Obama leads 48 percent to 42 percent in the survey, conducted for the Wall Street Journal and washingtonpost.com. The poll of 1,411 likely Michigan voters -- roughly double the usual survey sample for a statewide poll -- was conducted June 17-24, and has a margin of sampling error of plus or minus 2.6 percentage points.

"Obama is on a roll," Quinnipiac pollster Peter Brown said. He noted that the Michigan survey shows Obama leading among independents, consolidating Democratic support and keeping McCain's margins down among the white, working-class voters who supported Hillary Clinton in the Democratic primaries.

"The defection of white, working- and middle-class voters that many had speculated would be the case if Obama was the nominee is not now occurring," Brown said. Though McCain led among whites without a college degree by five points, that deficit is as good or better than recent Democratic nominees have fared with that group. And while Obama struggled in some primaries with older voters, Quinnipiac found him ahead among all ages in Michigan, even those over 55.

Quinnipiac is the third poll this month to find Obama leading in Michigan, where Democrats have won the past four presidential elections but where McCain has seen an opportunity in 2008.

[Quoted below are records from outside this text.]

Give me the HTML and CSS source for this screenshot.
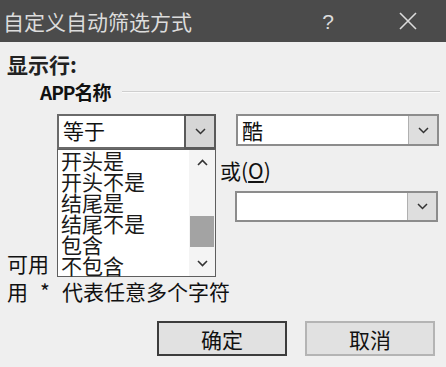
FILE: index.html
```html
<!DOCTYPE html>
<html lang="zh-CN">

<head>
    <meta charset="UTF-8">
    <meta name="viewport" content="width=device-width, initial-scale=1.0">
    <title>自定义自动筛选方式</title>

    <link rel="stylesheet" href="styles.css">
</head>

<body>
    <div class="dialog">
        <div class="titlebar">
            <span class="title">自定义自动筛选方式</span>
            <span class="help">?</span>
            <svg class="close" width="20" height="18" viewBox="0 0 20 18">
                <path d="M2 1 L18 17 M18 1 L2 17" stroke="#dcdcdc" stroke-width="1.6" fill="none" />
            </svg>
        </div>

        <div class="content">
            <div class="show-row">显示行:</div>
            <div class="field-title">
                <span class="field-name">APP名称</span>
                <span class="rule"></span>
            </div>

            <div class="criteria">
                <div class="combo combo-op">
                    <span class="combo-text">等于</span>
                    <span class="combo-btn">
                        <svg width="11" height="7" viewBox="0 0 11 7"><path d="M1 1 L5.5 5.5 L10 1" stroke="#333" stroke-width="1.5" fill="none" /></svg>
                    </span>

                    <div class="droplist">
                        <ul class="items">
                            <li>开头是</li>
                            <li>开头不是</li>
                            <li>结尾是</li>
                            <li>结尾不是</li>
                            <li>包含</li>
                            <li>不包含</li>
                        </ul>
                        <div class="scrollbar">
                            <span class="arrow">
                                <svg width="11" height="7" viewBox="0 0 11 7"><path d="M1 6 L5.5 1.5 L10 6" stroke="#333" stroke-width="1.6" fill="none" /></svg>
                            </span>
                            <div class="track"><div class="thumb"></div></div>
                            <span class="arrow">
                                <svg width="11" height="7" viewBox="0 0 11 7"><path d="M1 1 L5.5 5.5 L10 1" stroke="#333" stroke-width="1.6" fill="none" /></svg>
                            </span>
                        </div>
                    </div>
                </div>

                <div class="combo combo-val">
                    <span class="combo-text">酷</span>
                    <span class="combo-btn">
                        <svg width="11" height="7" viewBox="0 0 11 7"><path d="M1 1 L5.5 5.5 L10 1" stroke="#333" stroke-width="1.5" fill="none" /></svg>
                    </span>
                </div>
            </div>

            <div class="logic">或(<u>O</u>)</div>

            <div class="criteria second">
                <div class="combo combo-val short">
                    <span class="combo-text"></span>
                    <span class="combo-btn">
                        <svg width="11" height="7" viewBox="0 0 11 7"><path d="M1 1 L5.5 5.5 L10 1" stroke="#333" stroke-width="1.5" fill="none" /></svg>
                    </span>
                </div>
            </div>

            <p class="hint">可用<span class="wild"> ? </span>代表单个字符</p>
            <p class="hint">用<span class="wild"> * </span>代表任意多个字符</p>

            <div class="actions">
                <button class="btn default">确定</button>
                <button class="btn">取消</button>
            </div>
        </div>
    </div>
</body>

</html>
```

FILE: styles.css
```css
body {
    margin: 0;
    background-color: #efefef;
    font-family: "Noto Sans CJK SC", "Noto Sans", sans-serif;
    color: #111;
}

.dialog {
    width: 446px;
    height: 367px;
    overflow: hidden;
}

.titlebar {
    height: 42px;
    background-color: #4b4b4b;
    color: #dcdcdc;
    display: flex;
    align-items: center;
    padding-left: 3px;
}

.title {
    font-size: 21px;
    line-height: 1;
}

.help {
    margin-left: auto;
    font-size: 21px;
    line-height: 1;
    font-family: "Liberation Sans", sans-serif;
}

.close {
    margin-left: 64px;
    margin-right: 28px;
}

.content {
    padding: 0 6px 0 7px;
    font-size: 21px;
    line-height: 24px;
}

.show-row {
    margin-top: 10px;
    font-weight: bold;
    color: #222;
}

.field-title {
    display: flex;
    align-items: center;
    margin-top: 4px;
    padding-left: 33px;
}

.field-name {
    font-weight: bold;
    font-size: 19px;
    letter-spacing: -1px;
}

.rule {
    flex: 1;
    margin-left: 11px;
    height: 1px;
    background-color: #cfcfcf;
    border-bottom: 1px solid #fafafa;
}

.criteria {
    display: flex;
    align-items: flex-start;
    margin-top: 10px;
}

.criteria.second {
    margin-top: 9px;
    padding-left: 228px;
}

.combo {
    position: relative;
    display: flex;
    align-items: stretch;
    background-color: #fff;
    border: 2px solid #8c8c8c;
    box-sizing: border-box;
}

.combo-op {
    margin-left: 50px;
    width: 159px;
    height: 35px;
    border-color: #6a6a6a;
    z-index: 2;
}

.combo-val {
    margin-left: 20px;
    width: 203px;
    height: 32px;
}

.combo-val.short {
    margin-left: 0;
    height: 31px;
}

.combo-text {
    flex: 1;
    padding-left: 4px;
    line-height: 28px;
}

.combo-btn {
    width: 28px;
    display: flex;
    align-items: center;
    justify-content: center;
    background-color: #dedede;
    border-left: 1px solid #b0b0b0;
}

.combo-op .combo-btn {
    border: 2px solid #5a5a5a;
    margin: -2px -2px -2px 0;
    background-color: #d6d6d6;
}

.droplist {
    position: absolute;
    top: calc(100% + 2px);
    left: -2px;
    width: 159px;
    height: 128px;
    box-sizing: border-box;
    border: 1px solid #5e5e5e;
    background-color: #fff;
    display: flex;
    z-index: 3;
}

.items {
    flex: 1;
    list-style: none;
    margin: 0;
    padding: 0 0 0 3px;
    font-size: 21px;
    line-height: 21px;
    color: #1a1a1a;
}

.scrollbar {
    width: 26px;
    display: flex;
    flex-direction: column;
    background-color: #f4f4f4;
}

.arrow {
    height: 25px;
    display: flex;
    align-items: center;
    justify-content: center;
}

.track {
    flex: 1;
    padding: 41px 1px 0;
}

.thumb {
    height: 31px;
    background-color: #a3a3a3;
}

.logic {
    margin-top: 9px;
    padding-left: 213px;
}

.logic u {
    text-underline-offset: 2px;
}

.hint {
    margin: 27px 0 0;
    line-height: 28px;
}

.hint + .hint {
    margin-top: 0;
}

.wild {
    display: inline-block;
    width: 34px;
    text-align: center;
}

.actions {
    display: flex;
    justify-content: flex-end;
    gap: 18px;
    margin-top: 16px;
    margin-right: 5px;
}

.btn {
    width: 130px;
    height: 35px;
    font-family: inherit;
    font-size: 21px;
    color: #111;
    background-color: #e1e1e1;
    border: 2px solid #b4b4b4;
    padding: 0;
}

.btn.default {
    border-color: #3c3c3c;
}
```
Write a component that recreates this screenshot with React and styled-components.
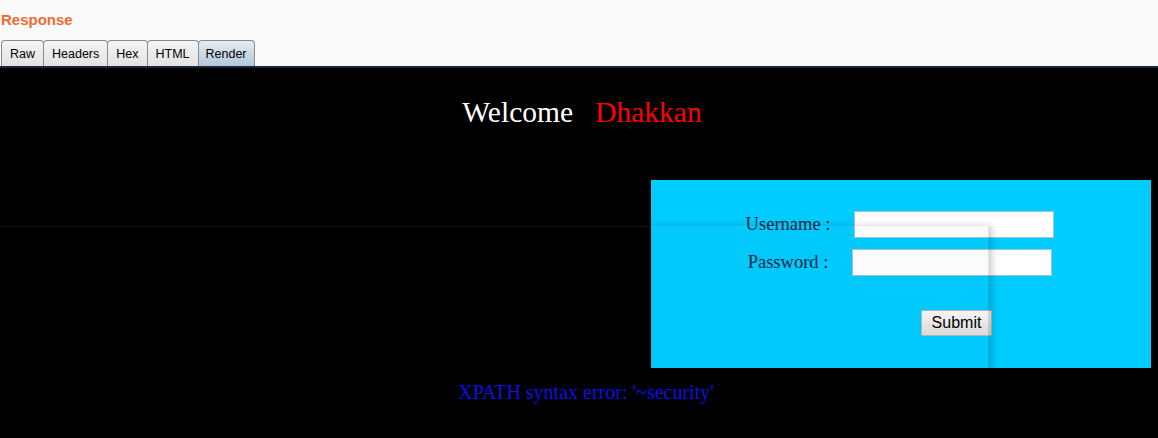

The good news for McCain, Brown said, is that the election is more than four months away, that the race is fairly close -- and perhaps most significantly, that on McCain's signature issue, the Iraq war, voters seem to be closer to the Arizona Republican's point of view. While Michigan voters think, by nearly 2-1, that the war is a mistake, roughly half are willing to keep troops in Iraq until the country is stabilized, with no withdrawal dates.